China has restarted work on Beijing metro and railway projects that were suspended to prevent the spread of Covid-19, the official Xinhua news agency reported today.

Zhou Guanghui, a director of the Beijing Major Projects Construction Headquarters, said the city had resumed 21 rail transit projects with a combined investment value of $4.8bn, including 16 sections of metro lines with a total length of 305km, and five railway projects with a total length of 132km.

Kou Dingtao, a site engineering director on one of the metro schemes, added that 1,500 workers were tested for the virus before they resumed work.

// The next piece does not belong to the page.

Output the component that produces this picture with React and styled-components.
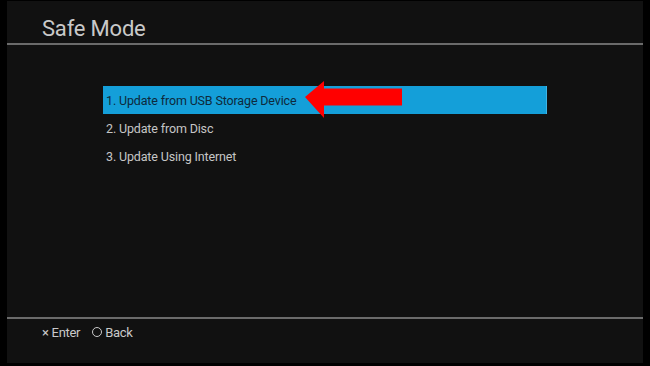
import React from 'react';
import styled, { createGlobalStyle } from 'styled-components';

const Global = createGlobalStyle`
  html, body {
    margin: 0;
    padding: 0;
    background: #000;
  }
  * {
    box-sizing: border-box;
  }
`;

const Screen = styled.div`
  width: 650px;
  height: 366px;
  padding: 1px 7px 3px 7px;
  background: #000;
  font-family: Roboto, "Noto Sans", sans-serif;
`;

const Panel = styled.div`
  display: flex;
  flex-direction: column;
  height: 100%;
  background: #111111;
`;

const Header = styled.div`
  height: 42px;
  display: flex;
  align-items: flex-end;
  padding: 0 0 1px 35px;
`;

const Title = styled.h1`
  margin: 0;
  font-size: 22px;
  font-weight: 400;
  color: #c9c9c9;
  letter-spacing: -0.2px;
  line-height: 26px;
`;

const Rule = styled.div`
  height: 2px;
  background: #6b6b6b;
`;

const Menu = styled.div`
  flex: 1;
  display: flex;
  flex-direction: column;
  padding: 41px 0 0 96px;
`;

const Row = styled.div`
  position: relative;
  width: 444px;
  height: 28px;
  display: flex;
  align-items: center;
  padding-left: 3px;
  font-size: 12.5px;
  letter-spacing: -0.15px;
  color: ${props => (props.active ? '#0e2a3c' : '#c6c6c6')};
  background: ${props => (props.active ? '#149fd9' : 'transparent')};
  border-right: ${props => (props.active ? '1px solid #3db4e6' : 'none')};
`;

const Arrow = styled.svg`
  position: absolute;
  left: 202px;
  top: -5px;
`;

const Footer = styled.div`
  height: 44px;
  display: flex;
  gap: 12px;
  padding: 5px 0 0 35px;
`;

const Hint = styled.span`
  display: flex;
  align-items: center;
  gap: 3px;
  height: 16px;
  font-size: 13px;
  color: #c9c9c9;
  letter-spacing: -0.3px;
`;

const Circle = styled.span`
  width: 10px;
  height: 10px;
  border: 1.5px solid #c9c9c9;
  border-radius: 50%;
`;

const items = [
  'Update from USB Storage Device',
  'Update from Disc',
  'Update Using Internet'
];

export default function App() {
  return (
    <>
      <Global />
      <Screen>
        <Panel>
          <Header>
            <Title>Safe Mode</Title>
          </Header>
          <Rule />
          <Menu>
            {items.map((label, i) => (
              <Row key={label} active={i === 0}>
                {i + 1}. {label}
                {i === 0 && (
                  <Arrow width="100" height="44" viewBox="0 0 100 44">
                    <polygon
                      points="0,16 19,0 19,7.5 97,7.5 97,24.5 19,24.5 19,37"
                      fill="#ff0000"
                    />
                  </Arrow>
                )}
              </Row>
            ))}
          </Menu>
          <Rule />
          <Footer>
            <Hint>× Enter</Hint>
            <Hint>
              <Circle />
              Back
            </Hint>
          </Footer>
        </Panel>
      </Screen>
    </>
  );
}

Meanwhile, Korean equipment supplier Doosan Infracore reported that it had received orders for 32 22-tonne excavators from two infrastructure construction companies based in China’s Jilin Province, which borders North Korea, signalling a recovery in activity there.

Doosan announced the contract yesterday, following a marked slowing of coronavirus infection in China. The buyers will use the excavators to build subways, highways and bridges in Changchun city.

An official from the Korean company said: "Demand from the Chinese market is returning to normal following the slowdown in the last two months," adding that it expected to sell 10 more in the near future.

In other signs of a return to normal life, register offices were re-opened in Wuhan, the presumed origin of the outbreak, and children returned to school in Shaanxi Province, in the northwest of the country – with facemasks added to the uniform and body temperature screens to the classrooms.